Now, before the measurement, in theoretical terms, the quantum state of the system IS WELL DEFINED, but given that the measurement affects the state of the system it is said that the state collapses, that is, it becomes unknown. It's unknown because we don't know how the measurement will affect the system. Thus, that the detector "interferes" means that the detector perturbs the initial quantum state of the particle by either affecting the particle's velocity or its position (depending on what we are measuring). As you say, the particle is in one of many possible states and, according to the theory, the state before the measurement is WELL KNOWN but the measuring process destroys the knowledge of the state. Does it make sense?
With respect to your 5th paragraph. I don't remember Andrew but I do remember the article, it's very interesting. Actually, you can see a new and beautiful video of that phenomenon here: http://www.youtube.com/watch?v=nmC0ygr08tE. The droplets are called walkers for two reasons, because the last name of the discoverer of this phenomenon is walker and because the droplets appear to walk on the liquid. In the most recent reports, researchers seem to reproduce quantum phenomena such as interference. These results suggest that the microscopic world is not different from the macroscopic one. In this analogy the droplet represents the resonances or excitations (that we see as particles) of space and the water represents the medium, i.e., the substantial space (the substance for me is matter). Again, I would like to insist and make this very clear, the water is the absolute system of reference just as space is. The velocity of the particles is defined absolutely not relative to other objects in space, as relativity affirms, but with respect to the water (i.e. space). Do you agree? Do you understand why the kind of resonating space (that you, Devereux, me and others support) implies an absolute system of reference? In relativity the velocity of the particles is defined relative to other objects because space itself is not a substance and cannot be taken as a reference system. Space in relativity is neither a fluid nor a material medium. Do you now understand why this contradicts relativity?
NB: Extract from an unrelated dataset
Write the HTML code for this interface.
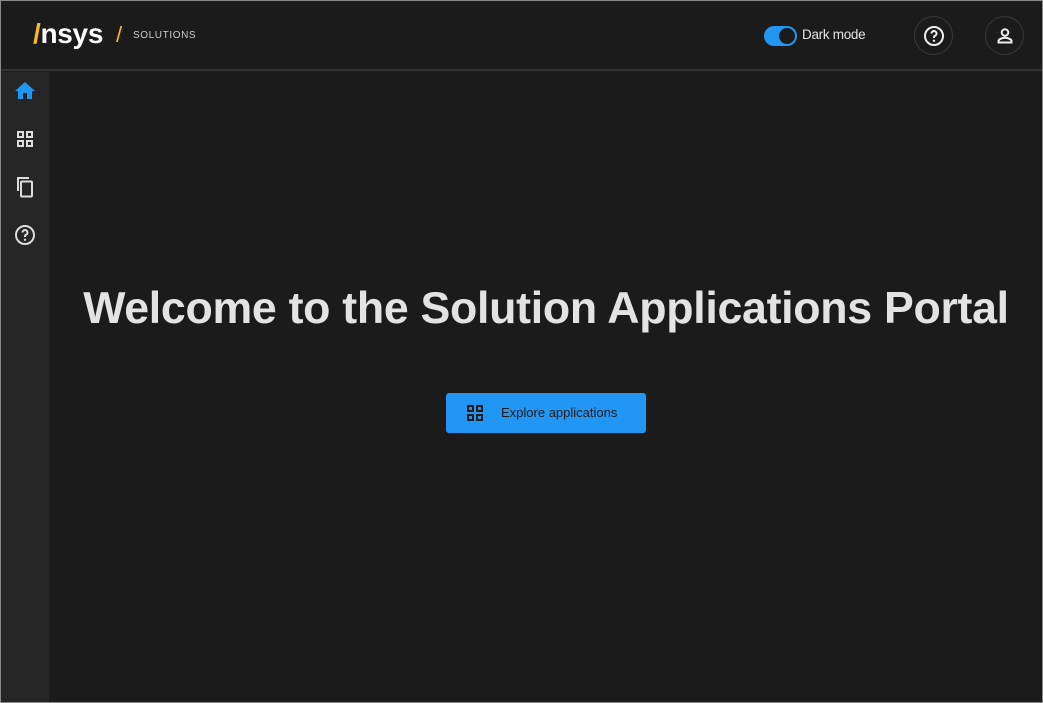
<!DOCTYPE html>
<html><head><style>
*{margin:0;padding:0;box-sizing:border-box}
body{width:1043px;height:703px;background:#1b1b1b;font-family:"Liberation Sans",sans-serif;overflow:hidden;position:relative}
.frame{position:absolute;inset:0;border:1px solid #8a8a8a;pointer-events:none;z-index:10}
.hdr{position:absolute;left:0;top:0;width:1043px;height:71px;background:#1b1b1b;border-bottom:2px solid #333}
.side{position:absolute;left:0;top:72px;width:49px;height:631px;background:#262626}
.ic{position:absolute;left:13px;width:24px;height:24px}
h1{position:absolute;left:49px;right:0;top:284px;text-align:center;color:#e3e3e3;font-size:44.7px;font-weight:bold;letter-spacing:-0.3px;white-space:nowrap}
.btn{position:absolute;left:446px;top:393px;width:200px;height:40px;background:#2196f3;border-radius:3px;color:#1b1b1b;font-size:13px}
.circ{position:absolute;top:16px;width:39px;height:39px;border:1px solid #3a3a3a;border-radius:50%}
</style></head><body>
<div class="hdr">
 <div style="position:absolute;left:33px;top:18px;font-size:28px;font-weight:bold;color:#fff;letter-spacing:-0.3px"><span style="color:#ffb71b">/</span>nsys</div>
 <div style="position:absolute;left:116px;top:22px;font-size:22px;color:#ffb71b">/</div>
 <div style="position:absolute;left:133px;top:30px;font-size:10px;color:#ccc;letter-spacing:0.6px">SOLUTIONS</div>
 <div style="position:absolute;left:764px;top:26px;width:33px;height:20px;background:#2196f3;border-radius:10px"><div style="position:absolute;right:2px;top:2px;width:16px;height:16px;background:#1b1b1b;border-radius:50%"></div></div>
 <div style="position:absolute;left:802px;top:27px;font-size:13.5px;color:#e3e3e3;letter-spacing:-0.3px">Dark mode</div>
 <div class="circ" style="left:914px"><svg style="position:absolute;left:7px;top:7px" width="24" height="24" viewBox="0 0 24 24"><circle cx="12" cy="12" r="9" fill="none" stroke="#eee" stroke-width="2"/><path d="M9.5 9.5a2.5 2.5 0 1 1 3.5 2.3c-.7.3-1 .8-1 1.5v.7" fill="none" stroke="#eee" stroke-width="2"/><circle cx="12" cy="16.8" r="1.2" fill="#eee"/></svg></div>
 <div class="circ" style="left:985px"><svg style="position:absolute;left:7px;top:7px" width="24" height="24" viewBox="0 0 24 24"><circle cx="12" cy="8.5" r="3.3" fill="none" stroke="#eee" stroke-width="2"/><path d="M5.5 18.5v-1.5c0-2 4-3.2 6.5-3.2s6.5 1.2 6.5 3.2v1.5z" fill="none" stroke="#eee" stroke-width="2"/></svg></div>
</div>
<div class="side">
 <svg class="ic" style="top:7px" viewBox="0 0 24 24"><path d="M10 20v-6h4v6h5v-8h3L12 3 2 12h3v8z" fill="#2196f3"/></svg>
 <svg class="ic" style="top:55px" viewBox="0 0 24 24"><g fill="none" stroke="#ddd" stroke-width="2"><rect x="5" y="5" width="5" height="5"/><rect x="14" y="5" width="5" height="5"/><rect x="5" y="14" width="5" height="5"/><rect x="14" y="14" width="5" height="5"/></g></svg>
 <svg class="ic" style="top:103px" viewBox="0 0 24 24"><path d="M16 2H4v14h2V4h10z" fill="#ddd"/><rect x="8" y="6.5" width="11" height="15" rx="1" fill="none" stroke="#ddd" stroke-width="2"/></svg>
 <svg class="ic" style="top:151px" viewBox="0 0 24 24"><circle cx="12" cy="12" r="9" fill="none" stroke="#ddd" stroke-width="2"/><path d="M9.5 9.5a2.5 2.5 0 1 1 3.5 2.3c-.7.3-1 .8-1 1.5v.7" fill="none" stroke="#ddd" stroke-width="2"/><circle cx="12" cy="16.8" r="1.2" fill="#ddd"/></svg>
</div>
<h1>Welcome to the Solution Applications Portal</h1>
<div class="btn">
 <svg style="position:absolute;left:17px;top:8px" width="24" height="24" viewBox="0 0 24 24"><g fill="none" stroke="#1b1b1b" stroke-width="2"><rect x="5" y="5" width="5" height="5"/><rect x="14" y="5" width="5" height="5"/><rect x="5" y="14" width="5" height="5"/><rect x="14" y="14" width="5" height="5"/></g></svg>
 <div style="position:absolute;left:55px;top:12px">Explore applications</div>
</div>
<div class="frame"></div>
</body></html>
You: Yes, I surely do, even though I --in my naivete perhaps-- also differentiate in the types of.. signals? it can carry. For example, EMR is a transverse wave and gravity is supposedly longitudinal (in 4D), but in addition, it can carry the resonances of vibrations, no?
Hmm, it seems that you have a mixture of the notion of "medium" and that you use the word "milieu" as synonym of "medium" or "environment". From your comments I have the impression that you also understand "medium" as something that carries energy or information. I sense that you are considering a wave also as medium. No, I think that notion is sort of colloquial (no offence). In physics, in particular, in mechanics of continuous media (check https://en.wikipedia.org/wiki/Continuum_mechanics), when we say medium we mean a continuous distribution of a substance (usually matter), lets say like water, that extends over some region. For instance, the waves in the ocean are perturbations of water (the medium), without the medium waves cannot exist. On the contrary, Einstein argued that EMR needs no medium (the so called aether) and that EMR can move in empty space. According to him electromagnetic waves are not perturbations of space. It's as if we removed the water and left the waves alone moving without water, the waves are not perturbations of nothing, not even of space. Do you see what I mean by medium?
Regards
Israel